==== RECORDED DATA ====
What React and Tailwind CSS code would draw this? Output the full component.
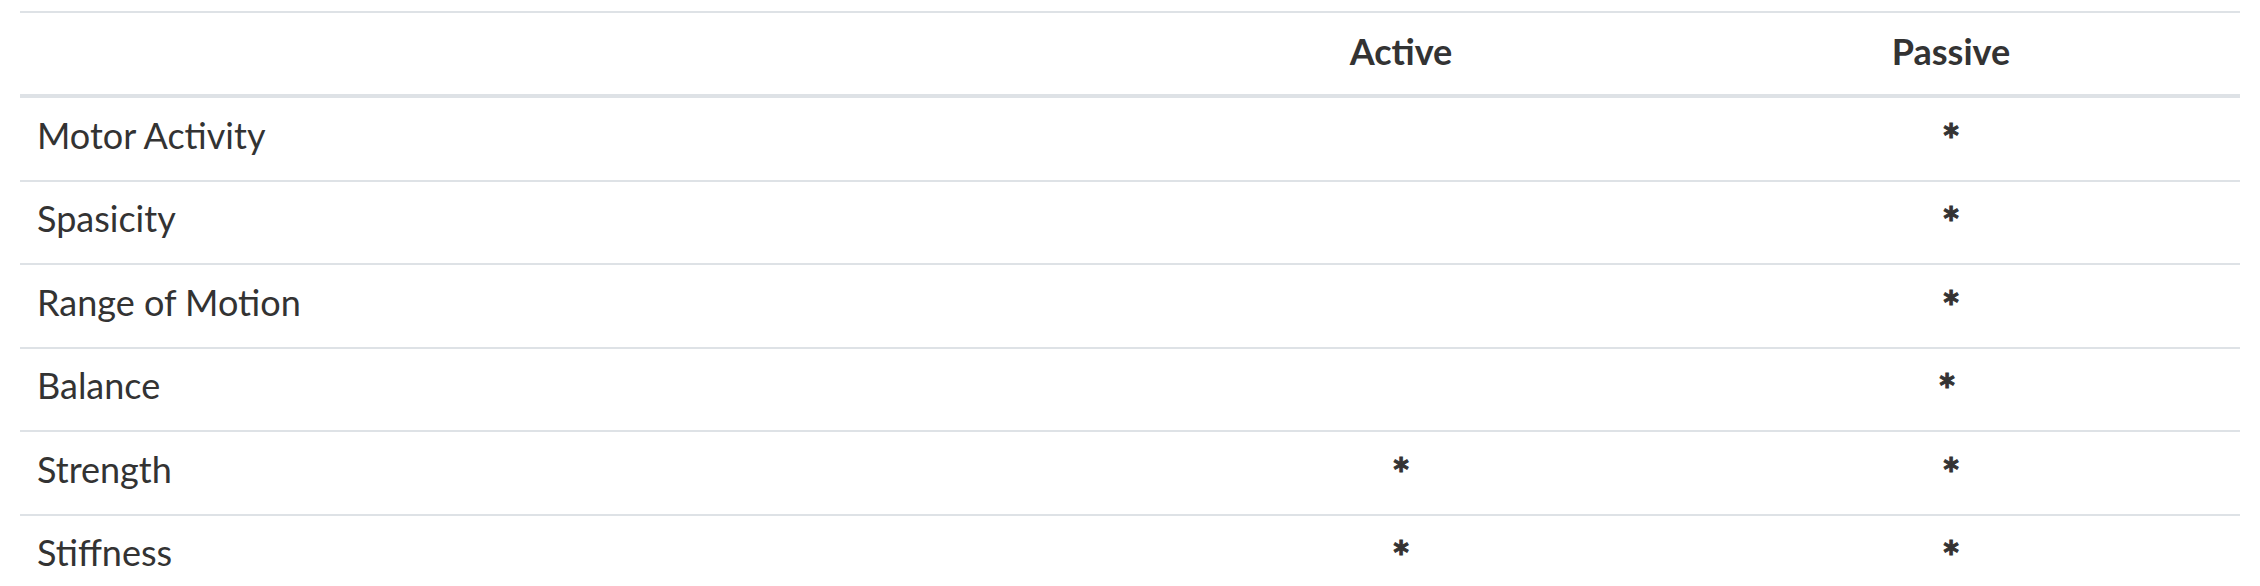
====
==== RECORDED DATA ====
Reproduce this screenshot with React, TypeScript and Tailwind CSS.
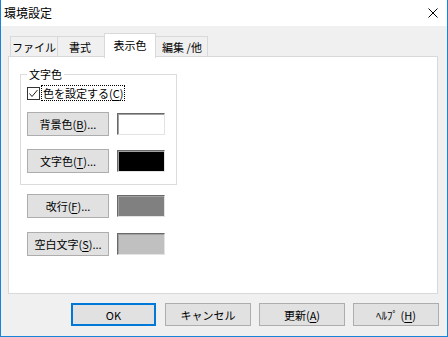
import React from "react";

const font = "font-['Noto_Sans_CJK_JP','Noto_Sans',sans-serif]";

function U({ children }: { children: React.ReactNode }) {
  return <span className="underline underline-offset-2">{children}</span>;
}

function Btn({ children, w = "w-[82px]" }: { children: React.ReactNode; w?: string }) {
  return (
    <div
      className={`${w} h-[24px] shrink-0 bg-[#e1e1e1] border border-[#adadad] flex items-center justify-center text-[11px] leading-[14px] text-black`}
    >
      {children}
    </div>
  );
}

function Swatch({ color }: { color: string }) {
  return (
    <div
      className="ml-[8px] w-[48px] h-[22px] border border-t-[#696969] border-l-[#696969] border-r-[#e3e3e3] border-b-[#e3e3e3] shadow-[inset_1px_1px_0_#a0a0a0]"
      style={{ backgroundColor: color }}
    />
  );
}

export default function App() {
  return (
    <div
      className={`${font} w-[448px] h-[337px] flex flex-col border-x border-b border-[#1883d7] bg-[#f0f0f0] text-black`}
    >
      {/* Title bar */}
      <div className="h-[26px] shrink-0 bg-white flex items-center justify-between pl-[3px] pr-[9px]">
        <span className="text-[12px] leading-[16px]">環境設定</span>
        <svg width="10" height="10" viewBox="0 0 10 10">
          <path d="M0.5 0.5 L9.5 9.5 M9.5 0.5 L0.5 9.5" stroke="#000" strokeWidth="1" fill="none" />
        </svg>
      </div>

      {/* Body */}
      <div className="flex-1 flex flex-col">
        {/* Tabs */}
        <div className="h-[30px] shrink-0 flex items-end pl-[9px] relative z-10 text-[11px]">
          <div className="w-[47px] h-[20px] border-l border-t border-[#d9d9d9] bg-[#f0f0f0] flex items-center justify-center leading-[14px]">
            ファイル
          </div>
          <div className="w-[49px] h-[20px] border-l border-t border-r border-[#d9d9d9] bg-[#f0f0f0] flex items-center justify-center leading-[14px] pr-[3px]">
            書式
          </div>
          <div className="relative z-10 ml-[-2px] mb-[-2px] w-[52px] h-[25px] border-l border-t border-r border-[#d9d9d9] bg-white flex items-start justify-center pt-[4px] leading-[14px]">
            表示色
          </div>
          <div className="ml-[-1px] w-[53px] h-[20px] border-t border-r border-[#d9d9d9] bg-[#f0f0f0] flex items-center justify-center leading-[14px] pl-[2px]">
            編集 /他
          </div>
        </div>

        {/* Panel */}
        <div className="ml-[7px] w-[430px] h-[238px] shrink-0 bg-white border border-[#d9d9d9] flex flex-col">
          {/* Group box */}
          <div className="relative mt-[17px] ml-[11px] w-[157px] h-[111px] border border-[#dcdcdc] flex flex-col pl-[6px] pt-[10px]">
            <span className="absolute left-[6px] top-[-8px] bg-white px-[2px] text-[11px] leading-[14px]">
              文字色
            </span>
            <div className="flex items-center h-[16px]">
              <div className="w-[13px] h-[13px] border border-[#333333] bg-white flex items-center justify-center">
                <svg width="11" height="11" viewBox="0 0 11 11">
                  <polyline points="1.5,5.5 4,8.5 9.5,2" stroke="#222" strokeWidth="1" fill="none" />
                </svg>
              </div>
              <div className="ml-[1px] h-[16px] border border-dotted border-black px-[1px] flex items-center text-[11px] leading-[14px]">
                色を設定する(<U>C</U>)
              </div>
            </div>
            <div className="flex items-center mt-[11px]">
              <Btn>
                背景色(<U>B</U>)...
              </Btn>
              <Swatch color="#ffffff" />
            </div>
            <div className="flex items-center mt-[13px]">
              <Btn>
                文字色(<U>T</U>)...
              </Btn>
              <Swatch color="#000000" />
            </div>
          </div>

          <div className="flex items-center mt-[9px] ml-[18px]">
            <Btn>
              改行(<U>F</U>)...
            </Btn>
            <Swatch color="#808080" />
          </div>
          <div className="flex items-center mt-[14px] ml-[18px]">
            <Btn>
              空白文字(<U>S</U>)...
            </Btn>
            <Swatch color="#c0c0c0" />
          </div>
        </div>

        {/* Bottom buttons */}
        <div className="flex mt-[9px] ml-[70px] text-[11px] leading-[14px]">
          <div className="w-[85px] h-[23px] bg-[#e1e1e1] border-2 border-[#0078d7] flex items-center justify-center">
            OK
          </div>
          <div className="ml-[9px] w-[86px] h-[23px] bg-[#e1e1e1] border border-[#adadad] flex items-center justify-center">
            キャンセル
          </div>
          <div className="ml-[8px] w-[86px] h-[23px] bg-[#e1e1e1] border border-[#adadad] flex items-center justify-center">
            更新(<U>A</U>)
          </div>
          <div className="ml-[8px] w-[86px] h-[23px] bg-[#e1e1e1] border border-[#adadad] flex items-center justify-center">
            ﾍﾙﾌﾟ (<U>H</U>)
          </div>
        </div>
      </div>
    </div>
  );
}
====
- [PROBLEM REQUIREMENTS]: Every line containing the string "this" must be listed.

- [SOLUTION]:
What React and Tailwind CSS code would draw this? Output the full component.
Reproduce this screenshot with React, TypeScript and Tailwind CSS.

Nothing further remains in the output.